As you noted in your acceptance of the Robert E. Horton Medal a few years ago, you had the good fortune of being in the right place at the right time. This is also true in my case and played a large part in my being here today. I was trained as a solid state physicist across the bay at the University of California, Berkeley, and in the late 1960s when I was looking for a position, none was to be found in that field. So I decided to explore the use of my microwave background in the new field of remote sensing and applied to NASA for a U.S. National Academy of Sciences postdoctoral position. It turns out that Bill Nordberg, a leader in NASA’s Earth observation program at the Goddard Space Flight Center (Greenbelt, Md.), was looking for someone to explore the use of microwave radiometers for land remote sensing. This was just before NASA was to launch its first microwave radiometers on the Nimbus 5 satellite. Our initial studies indicated that both soil moisture and snow had interesting microwave signatures. The soil moisture work was more appealing to me. After more than 30 years of work on the use of microwave radiometers for soil moisture sensing, I am heartened by the prospective launch of the European Space Agency’s Soil Moisture and Ocean Salinity (SMOS) mission next September. I am discouraged, however, by the fact that NASA did not approve its prospective soil moisture mission, Hydros, after several years of studies.

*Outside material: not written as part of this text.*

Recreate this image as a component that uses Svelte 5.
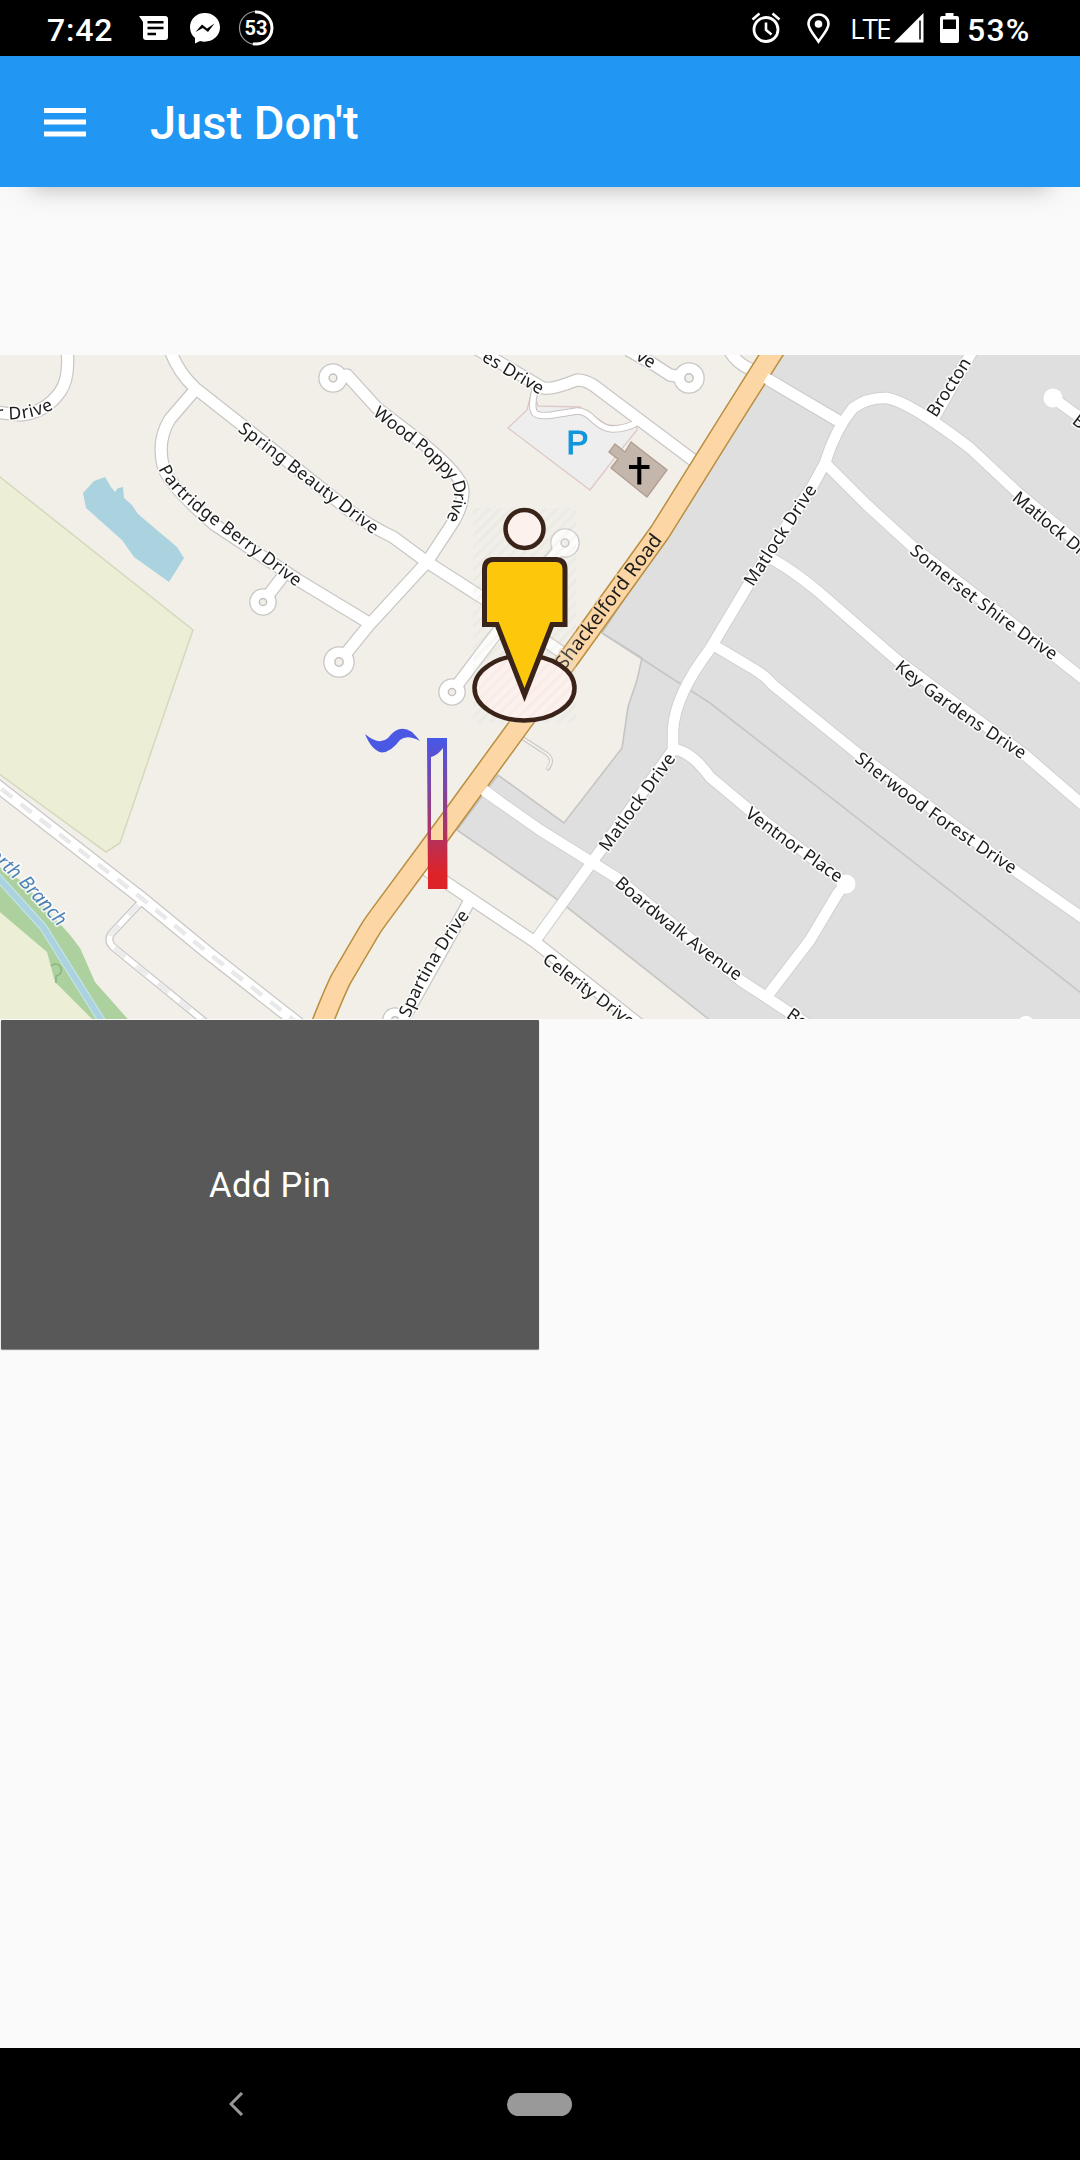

I would like to thank the many colleagues I have worked with over the years in the Hydrological Sciences Branch at NASA Goddard Space Flight Center and the U.S. Department of Agriculture/Agricultural Research Service Hydrology Laboratory, Beltsville, Md., without whose support and collaboration I would not be here today. In particular I would like to mention Tom Wilheit, my office mate early on at Goddard, who taught me microwave radiometry, and Tom Jackson at the Hydrology lab, who showed me the importance of soil moisture to hydrology.

In closing, I want to express my gratitude to AGU for bringing us together and providing a forum for the discussion of geophysical results and to the members of the Horton Medal Committee and the others who supported my nomination.